A scraper to grab and publish TTC subway arrival times.
GNU General Public License v3.0
40 stars 30 forks source link

Added the ability to run this with Serverless (AWS Lambda) and persist to S3 with CloudFront Logging #50

Closed rvilim closed 5 years ago

rvilim commented 5 years ago

This patch adds a way to make this script serverless to both cut down on costs (~$2 per year per year) and improve reliability.

It uses the Serverless framework to run the TTC scrape script as a cron job (serverless is snazzy! it even accounts for daylight savings!), then persists to S3. Cloudwatch automatically pulls in logs, which is pretty rudimentary right now but could be improved.

The major changes involve adding the handler method for the Lambda entry point and pulling out all the writing code into classes in writing.py. This lets us have Postgres and S3 as separate writers and the rest of the code not care which one gets used.

Major changes:

Todo: A query tool that automatically pulls the relevant files from S3 and turns it into a CSV (like the postgres script)

rvilim commented 5 years ago

Sorry I'll write some better docs. It's American thanksgiving from Thursday onwards so I should have some time.
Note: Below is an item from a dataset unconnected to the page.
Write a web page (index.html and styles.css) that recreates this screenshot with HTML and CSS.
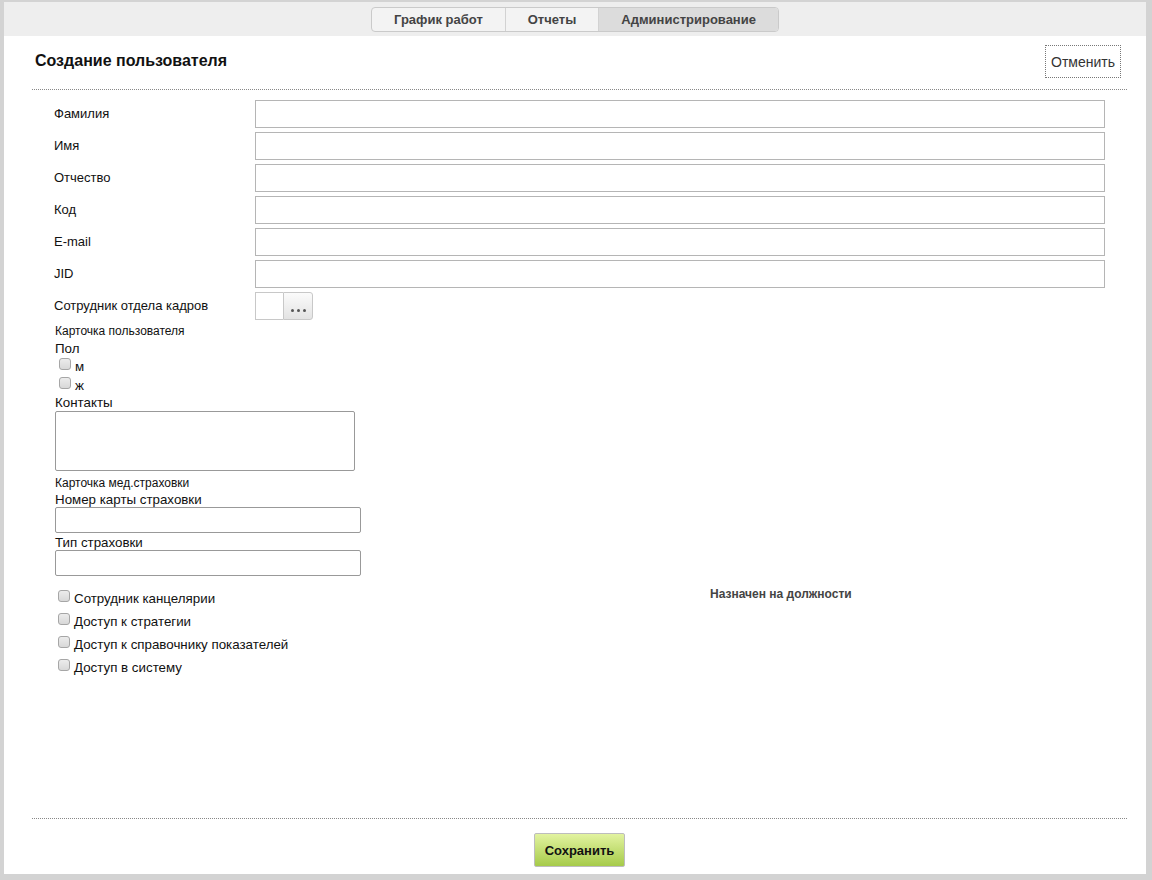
FILE: index.html
```html
<!DOCTYPE html>
<html lang="ru">
<head>
<meta charset="utf-8">
<title>Создание пользователя</title>
<link rel="stylesheet" href="styles.css">
</head>
<body>
<div class="page">
  <div class="topbar">
    <nav class="tabs">
      <a class="tab">График работ</a>
      <a class="tab">Отчеты</a>
      <a class="tab active">Администрирование</a>
    </nav>
  </div>
  <div class="content">
    <div class="head">
      <h1 class="title">Создание пользователя</h1>
      <button class="cancel">Отменить</button>
    </div>
    <div class="main">
      <div class="form">
        <div class="row"><label class="lbl">Фамилия</label><input class="field" type="text"></div>
        <div class="row"><label class="lbl">Имя</label><input class="field" type="text"></div>
        <div class="row"><label class="lbl">Отчество</label><input class="field" type="text"></div>
        <div class="row"><label class="lbl">Код</label><input class="field" type="text"></div>
        <div class="row"><label class="lbl">E-mail</label><input class="field" type="text"></div>
        <div class="row"><label class="lbl">JID</label><input class="field" type="text"></div>
        <div class="row"><label class="lbl">Сотрудник отдела кадров</label>
          <div class="picker"><span class="picker-box"></span><span class="picker-btn"><i></i><i></i><i></i></span></div>
        </div>
      </div>
      <div class="card">
        <div class="card-title">Карточка пользователя</div>
        <div class="card-label gap-pol">Пол</div>
        <div class="opts">
          <label class="opt"><input type="checkbox" class="cb">м</label>
          <label class="opt"><input type="checkbox" class="cb">ж</label>
        </div>
        <div class="card-label contacts">Контакты</div>
        <textarea class="area"></textarea>
        <div class="card-title gap-med">Карточка мед.страховки</div>
        <div class="card-label gap-small">Номер карты страховки</div>
        <input class="small-field" type="text">
        <div class="card-label gap-small">Тип страховки</div>
        <input class="small-field" type="text">
      </div>
      <div class="bottom">
        <div class="checks">
          <label class="check"><input type="checkbox" class="cb">Сотрудник канцелярии</label>
          <label class="check"><input type="checkbox" class="cb">Доступ к стратегии</label>
          <label class="check"><input type="checkbox" class="cb">Доступ к справочнику показателей</label>
          <label class="check"><input type="checkbox" class="cb">Доступ в систему</label>
        </div>
        <div class="posts">Назначен на должности</div>
      </div>
    </div>
    <div class="footer">
      <button class="save">Сохранить</button>
    </div>
  </div>
</div>
</body>
</html>
```

FILE: styles.css
```css
html, body {
  margin: 0;
  padding: 0;
}
body {
  background: #d3d3d3;
  font-family: "Liberation Sans", Arial, sans-serif;
  color: #111;
}
.page {
  margin: 2px 6px 0 4px;
  height: 872px;
  background: #fff;
  display: flex;
  flex-direction: column;
  box-sizing: border-box;
}
.topbar {
  height: 34px;
  background: #eeeeee;
  display: flex;
  justify-content: center;
  align-items: flex-start;
  padding-top: 5px;
  box-sizing: border-box;
}
.tabs {
  display: flex;
  height: 25px;
  box-sizing: border-box;
  border: 1px solid #cacaca;
  border-radius: 4px;
  overflow: hidden;
  background: #f3f3f3;
}
.tab {
  padding: 0 22px;
  font-weight: bold;
  font-size: 13px;
  line-height: 23px;
  color: #444;
  border-left: 1px solid #d2d2d2;
}
.tab:first-child {
  border-left: 0;
}
.tab.active {
  background: #dcdcdc;
}
.content {
  flex: 1;
  display: flex;
  flex-direction: column;
  padding: 0 19px 0 28px;
}
.head {
  height: 54px;
  box-sizing: border-box;
  display: flex;
  justify-content: space-between;
  align-items: flex-start;
  border-bottom: 1px dotted #888;
  padding-top: 9px;
}
.title {
  margin: 6px 0 0 3px;
  font-size: 16px;
  line-height: 20px;
  font-weight: bold;
  color: #111;
}
.cancel {
  margin: 0 6px 0 0;
  width: 76px;
  height: 33px;
  padding: 0;
  background: #fff;
  border: 1px dotted #777;
  font-family: "Liberation Sans", Arial, sans-serif;
  font-size: 14px;
  color: #333;
}
.main {
  flex: 1;
  padding: 10px 22px 0 22px;
}
.row {
  display: grid;
  grid-template-columns: 201px 1fr;
  align-items: center;
  height: 28px;
  margin-bottom: 4px;
}
.lbl {
  font-size: 13px;
  line-height: 15px;
  padding-bottom: 2px;
  color: #111;
}
.field {
  height: 28px;
  box-sizing: border-box;
  border: 1px solid #b5b5b5;
  margin: 0;
  padding: 2px 4px;
  font-size: 13px;
}
.picker {
  display: flex;
  height: 28px;
}
.picker-box {
  width: 28px;
  box-sizing: border-box;
  border: 1px solid #c8c8c8;
  border-right: 0;
  background: #fff;
}
.picker-btn {
  width: 30px;
  box-sizing: border-box;
  border: 1px solid #c8c8c8;
  border-radius: 0 3px 3px 0;
  background: linear-gradient(#fbfbfb, #e3e3e3);
  display: flex;
  align-items: flex-end;
  justify-content: center;
  gap: 3px;
  padding-bottom: 7px;
}
.picker-btn i {
  width: 3px;
  height: 3px;
  border-radius: 50%;
  background: #555;
}
.card {
  padding-left: 1px;
  margin-top: 1px;
}
.card-title {
  font-size: 12px;
  line-height: 14px;
}
.card-label {
  font-size: 13.33px;
  line-height: 15px;
}
.gap-pol {
  margin-top: 3px;
}
.gap-med {
  margin-top: 5px;
}
.gap-small {
  margin-top: 2px;
}
.opts {
  padding-top: 1px;
}
.opt {
  display: flex;
  align-items: center;
  height: 19px;
  font-size: 13.33px;
  line-height: 19px;
}
.contacts {
  margin-bottom: 1px;
}
.cb {
  appearance: none;
  -webkit-appearance: none;
  width: 12px;
  height: 12px;
  box-sizing: border-box;
  margin: 0 4px 0 4px;
  border: 1px solid #a6a6a6;
  border-radius: 3px;
  background: linear-gradient(#ececec, #d8d8d8);
}
.opt .cb {
  margin-top: -6px;
}
.area {
  display: block;
  width: 300px;
  height: 60px;
  box-sizing: border-box;
  margin: 0;
  border: 1px solid #999;
  border-radius: 2px;
  resize: none;
}
.small-field {
  display: block;
  width: 306px;
  height: 26px;
  box-sizing: border-box;
  margin: 0;
  border: 1px solid #999;
  border-radius: 2px;
}
.bottom {
  display: grid;
  grid-template-columns: 656px 1fr;
  margin-top: 11px;
}
.check {
  display: flex;
  align-items: center;
  height: 23px;
  font-size: 13.33px;
}
.check .cb {
  margin-top: -5px;
}
.posts {
  font-size: 12px;
  font-weight: bold;
  color: #444;
  margin-top: 0;
}
.footer {
  border-top: 1px dotted #888;
  height: 56px;
  box-sizing: border-box;
  display: flex;
  justify-content: center;
  padding-top: 14px;
}
.save {
  width: 91px;
  height: 34px;
  padding: 0;
  border: 1px solid #bdbdbd;
  border-radius: 2px;
  background: linear-gradient(#e2f3a0, #a6cb4a);
  font-family: "Liberation Sans", Arial, sans-serif;
  font-weight: bold;
  font-size: 13px;
  color: #111;
}
```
So re:Circle, unless I'm missing something I can't see any tests that test the Postgres capabilities. I mentioned this in the docs I did write, but I left that the postgres functionality intact (I just split it out in the code). What I did change was that I added a command line flag to specify where you wanted it to go (either --postgres or --s3, not both). I definitely didn't modify any tests to accommodate that flag though.

radumas commented 5 years ago

Tagging this to #33 so people see it